[Interface markup and scripts]
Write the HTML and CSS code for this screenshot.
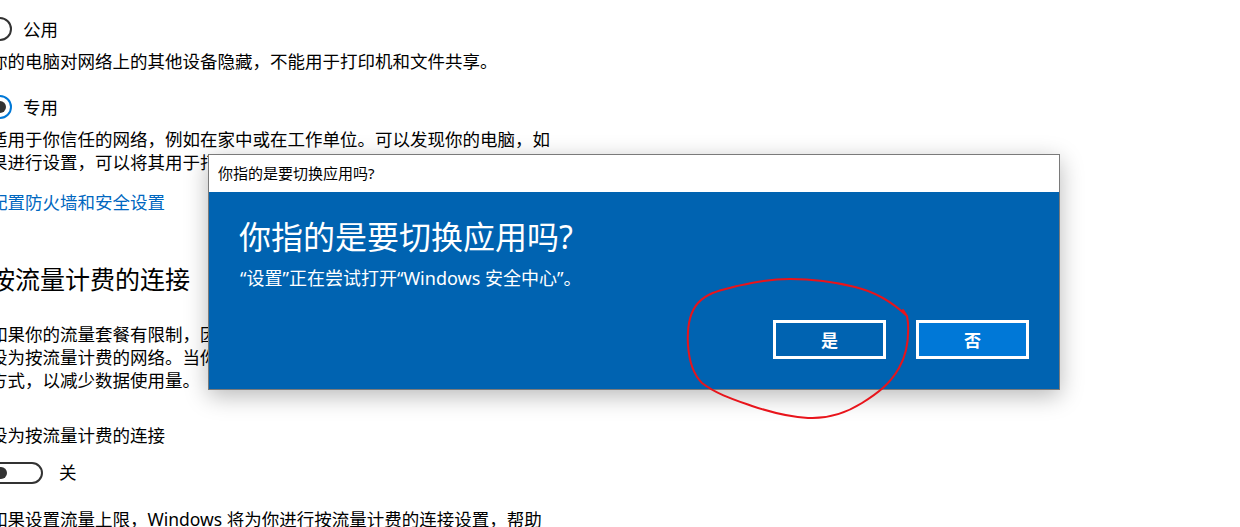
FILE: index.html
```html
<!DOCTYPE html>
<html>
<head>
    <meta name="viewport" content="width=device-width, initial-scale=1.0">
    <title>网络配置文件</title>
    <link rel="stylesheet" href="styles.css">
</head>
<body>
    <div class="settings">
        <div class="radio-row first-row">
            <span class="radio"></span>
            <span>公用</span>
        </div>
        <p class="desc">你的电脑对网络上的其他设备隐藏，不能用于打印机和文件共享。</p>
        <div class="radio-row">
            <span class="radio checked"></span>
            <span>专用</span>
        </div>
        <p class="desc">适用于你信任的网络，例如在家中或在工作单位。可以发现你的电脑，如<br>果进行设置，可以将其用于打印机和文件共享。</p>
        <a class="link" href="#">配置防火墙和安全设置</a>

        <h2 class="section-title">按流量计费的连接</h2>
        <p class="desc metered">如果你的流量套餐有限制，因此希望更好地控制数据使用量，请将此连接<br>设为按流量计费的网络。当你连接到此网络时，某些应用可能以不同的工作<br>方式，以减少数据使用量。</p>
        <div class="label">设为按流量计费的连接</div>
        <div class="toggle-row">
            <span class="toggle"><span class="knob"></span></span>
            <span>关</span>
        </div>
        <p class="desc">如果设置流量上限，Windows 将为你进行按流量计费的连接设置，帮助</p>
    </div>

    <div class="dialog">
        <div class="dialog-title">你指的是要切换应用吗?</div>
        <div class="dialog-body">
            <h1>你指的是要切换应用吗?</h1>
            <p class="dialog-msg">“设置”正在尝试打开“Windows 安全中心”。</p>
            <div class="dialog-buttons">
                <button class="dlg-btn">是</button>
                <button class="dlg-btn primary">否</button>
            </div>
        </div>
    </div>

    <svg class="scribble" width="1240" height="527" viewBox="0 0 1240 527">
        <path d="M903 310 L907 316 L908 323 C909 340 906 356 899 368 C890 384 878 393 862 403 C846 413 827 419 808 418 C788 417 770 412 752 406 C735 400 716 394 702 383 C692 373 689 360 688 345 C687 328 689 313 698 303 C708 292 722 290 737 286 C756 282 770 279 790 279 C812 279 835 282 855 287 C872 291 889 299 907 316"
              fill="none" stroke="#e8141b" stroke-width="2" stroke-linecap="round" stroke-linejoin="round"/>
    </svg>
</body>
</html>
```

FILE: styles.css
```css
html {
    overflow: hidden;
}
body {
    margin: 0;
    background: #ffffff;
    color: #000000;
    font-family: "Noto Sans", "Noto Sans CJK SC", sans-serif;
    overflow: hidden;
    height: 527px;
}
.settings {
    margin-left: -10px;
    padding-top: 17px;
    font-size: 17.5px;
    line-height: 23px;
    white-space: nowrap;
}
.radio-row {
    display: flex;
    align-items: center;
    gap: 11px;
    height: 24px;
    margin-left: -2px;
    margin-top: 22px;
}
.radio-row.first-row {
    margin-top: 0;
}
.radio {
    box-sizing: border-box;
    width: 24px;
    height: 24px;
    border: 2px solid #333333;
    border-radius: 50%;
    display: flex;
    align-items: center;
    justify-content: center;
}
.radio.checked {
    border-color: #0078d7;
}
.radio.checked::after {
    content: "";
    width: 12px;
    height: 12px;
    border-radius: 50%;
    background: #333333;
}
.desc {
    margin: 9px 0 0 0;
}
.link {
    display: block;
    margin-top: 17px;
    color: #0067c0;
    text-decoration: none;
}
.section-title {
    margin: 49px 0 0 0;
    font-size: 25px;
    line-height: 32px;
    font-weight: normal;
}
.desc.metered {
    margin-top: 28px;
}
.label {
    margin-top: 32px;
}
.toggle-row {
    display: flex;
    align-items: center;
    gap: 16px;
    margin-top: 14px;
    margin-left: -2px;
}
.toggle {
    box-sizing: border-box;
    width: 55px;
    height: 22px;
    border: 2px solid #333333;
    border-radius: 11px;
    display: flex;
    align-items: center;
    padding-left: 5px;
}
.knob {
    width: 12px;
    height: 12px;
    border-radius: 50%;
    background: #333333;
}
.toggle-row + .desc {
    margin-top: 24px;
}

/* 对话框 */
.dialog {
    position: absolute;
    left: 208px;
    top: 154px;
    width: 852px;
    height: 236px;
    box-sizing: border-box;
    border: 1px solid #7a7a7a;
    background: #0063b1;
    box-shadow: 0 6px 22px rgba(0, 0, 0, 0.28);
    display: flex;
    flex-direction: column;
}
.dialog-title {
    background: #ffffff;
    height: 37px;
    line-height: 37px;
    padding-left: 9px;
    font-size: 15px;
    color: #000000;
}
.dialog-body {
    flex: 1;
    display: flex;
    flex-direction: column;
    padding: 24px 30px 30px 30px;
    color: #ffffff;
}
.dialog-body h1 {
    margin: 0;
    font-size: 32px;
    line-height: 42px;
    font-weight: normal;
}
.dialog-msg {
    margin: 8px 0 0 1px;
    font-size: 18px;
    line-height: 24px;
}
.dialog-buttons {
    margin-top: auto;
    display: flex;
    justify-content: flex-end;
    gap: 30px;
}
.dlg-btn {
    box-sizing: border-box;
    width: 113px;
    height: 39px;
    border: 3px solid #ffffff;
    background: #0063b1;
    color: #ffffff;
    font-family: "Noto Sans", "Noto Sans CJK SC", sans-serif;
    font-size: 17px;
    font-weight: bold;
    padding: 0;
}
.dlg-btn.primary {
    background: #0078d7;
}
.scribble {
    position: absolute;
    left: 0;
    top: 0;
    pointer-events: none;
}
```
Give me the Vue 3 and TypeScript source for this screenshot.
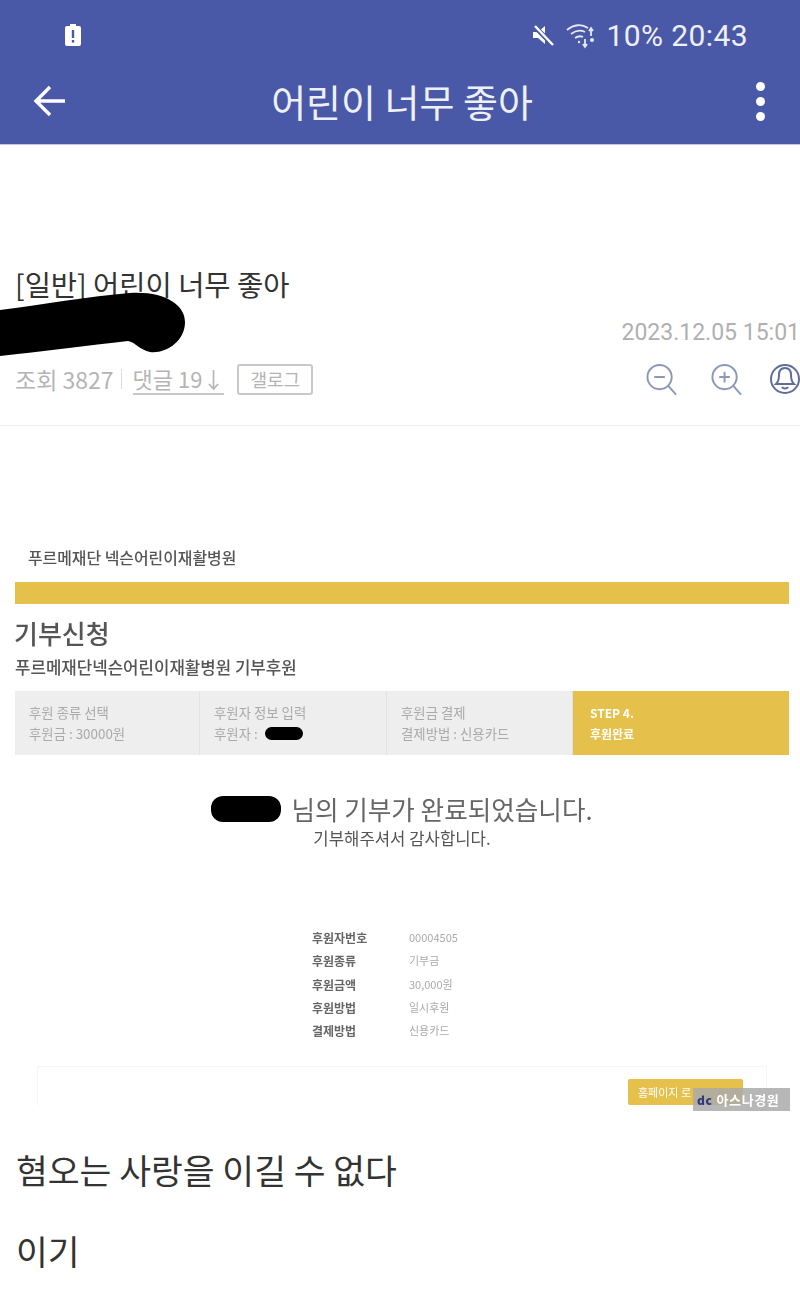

REQUIRED TASK
Omit any images, then output the listing exactly.

TASK OUTPUT
Write the HTML and CSS code for this screenshot.
FILE: index.html
```html
<!DOCTYPE html>
<html>
<head>
    <meta name="viewport" content="width=device-width, initial-scale=1.0">
    <title>网络配置文件</title>
    <link rel="stylesheet" href="styles.css">
</head>
<body>
    <div class="settings">
        <div class="radio-row first-row">
            <span class="radio"></span>
            <span>公用</span>
        </div>
        <p class="desc">你的电脑对网络上的其他设备隐藏，不能用于打印机和文件共享。</p>
        <div class="radio-row">
            <span class="radio checked"></span>
            <span>专用</span>
        </div>
        <p class="desc">适用于你信任的网络，例如在家中或在工作单位。可以发现你的电脑，如<br>果进行设置，可以将其用于打印机和文件共享。</p>
        <a class="link" href="#">配置防火墙和安全设置</a>

        <h2 class="section-title">按流量计费的连接</h2>
        <p class="desc metered">如果你的流量套餐有限制，因此希望更好地控制数据使用量，请将此连接<br>设为按流量计费的网络。当你连接到此网络时，某些应用可能以不同的工作<br>方式，以减少数据使用量。</p>
        <div class="label">设为按流量计费的连接</div>
        <div class="toggle-row">
            <span class="toggle"><span class="knob"></span></span>
            <span>关</span>
        </div>
        <p class="desc">如果设置流量上限，Windows 将为你进行按流量计费的连接设置，帮助</p>
    </div>

    <div class="dialog">
        <div class="dialog-title">你指的是要切换应用吗?</div>
        <div class="dialog-body">
            <h1>你指的是要切换应用吗?</h1>
            <p class="dialog-msg">“设置”正在尝试打开“Windows 安全中心”。</p>
            <div class="dialog-buttons">
                <button class="dlg-btn">是</button>
                <button class="dlg-btn primary">否</button>
            </div>
        </div>
    </div>

    <svg class="scribble" width="1240" height="527" viewBox="0 0 1240 527">
        <path d="M903 310 L907 316 L908 323 C909 340 906 356 899 368 C890 384 878 393 862 403 C846 413 827 419 808 418 C788 417 770 412 752 406 C735 400 716 394 702 383 C692 373 689 360 688 345 C687 328 689 313 698 303 C708 292 722 290 737 286 C756 282 770 279 790 279 C812 279 835 282 855 287 C872 291 889 299 907 316"
              fill="none" stroke="#e8141b" stroke-width="2" stroke-linecap="round" stroke-linejoin="round"/>
    </svg>
</body>
</html>
```

FILE: styles.css
```css
html {
    overflow: hidden;
}
body {
    margin: 0;
    background: #ffffff;
    color: #000000;
    font-family: "Noto Sans", "Noto Sans CJK SC", sans-serif;
    overflow: hidden;
    height: 527px;
}
.settings {
    margin-left: -10px;
    padding-top: 17px;
    font-size: 17.5px;
    line-height: 23px;
    white-space: nowrap;
}
.radio-row {
    display: flex;
    align-items: center;
    gap: 11px;
    height: 24px;
    margin-left: -2px;
    margin-top: 22px;
}
.radio-row.first-row {
    margin-top: 0;
}
.radio {
    box-sizing: border-box;
    width: 24px;
    height: 24px;
    border: 2px solid #333333;
    border-radius: 50%;
    display: flex;
    align-items: center;
    justify-content: center;
}
.radio.checked {
    border-color: #0078d7;
}
.radio.checked::after {
    content: "";
    width: 12px;
    height: 12px;
    border-radius: 50%;
    background: #333333;
}
.desc {
    margin: 9px 0 0 0;
}
.link {
    display: block;
    margin-top: 17px;
    color: #0067c0;
    text-decoration: none;
}
.section-title {
    margin: 49px 0 0 0;
    font-size: 25px;
    line-height: 32px;
    font-weight: normal;
}
.desc.metered {
    margin-top: 28px;
}
.label {
    margin-top: 32px;
}
.toggle-row {
    display: flex;
    align-items: center;
    gap: 16px;
    margin-top: 14px;
    margin-left: -2px;
}
.toggle {
    box-sizing: border-box;
    width: 55px;
    height: 22px;
    border: 2px solid #333333;
    border-radius: 11px;
    display: flex;
    align-items: center;
    padding-left: 5px;
}
.knob {
    width: 12px;
    height: 12px;
    border-radius: 50%;
    background: #333333;
}
.toggle-row + .desc {
    margin-top: 24px;
}

/* 对话框 */
.dialog {
    position: absolute;
    left: 208px;
    top: 154px;
    width: 852px;
    height: 236px;
    box-sizing: border-box;
    border: 1px solid #7a7a7a;
    background: #0063b1;
    box-shadow: 0 6px 22px rgba(0, 0, 0, 0.28);
    display: flex;
    flex-direction: column;
}
.dialog-title {
    background: #ffffff;
    height: 37px;
    line-height: 37px;
    padding-left: 9px;
    font-size: 15px;
    color: #000000;
}
.dialog-body {
    flex: 1;
    display: flex;
    flex-direction: column;
    padding: 24px 30px 30px 30px;
    color: #ffffff;
}
.dialog-body h1 {
    margin: 0;
    font-size: 32px;
    line-height: 42px;
    font-weight: normal;
}
.dialog-msg {
    margin: 8px 0 0 1px;
    font-size: 18px;
    line-height: 24px;
}
.dialog-buttons {
    margin-top: auto;
    display: flex;
    justify-content: flex-end;
    gap: 30px;
}
.dlg-btn {
    box-sizing: border-box;
    width: 113px;
    height: 39px;
    border: 3px solid #ffffff;
    background: #0063b1;
    color: #ffffff;
    font-family: "Noto Sans", "Noto Sans CJK SC", sans-serif;
    font-size: 17px;
    font-weight: bold;
    padding: 0;
}
.dlg-btn.primary {
    background: #0078d7;
}
.scribble {
    position: absolute;
    left: 0;
    top: 0;
    pointer-events: none;
}
```
Give me the Vue 3 and TypeScript source for this screenshot.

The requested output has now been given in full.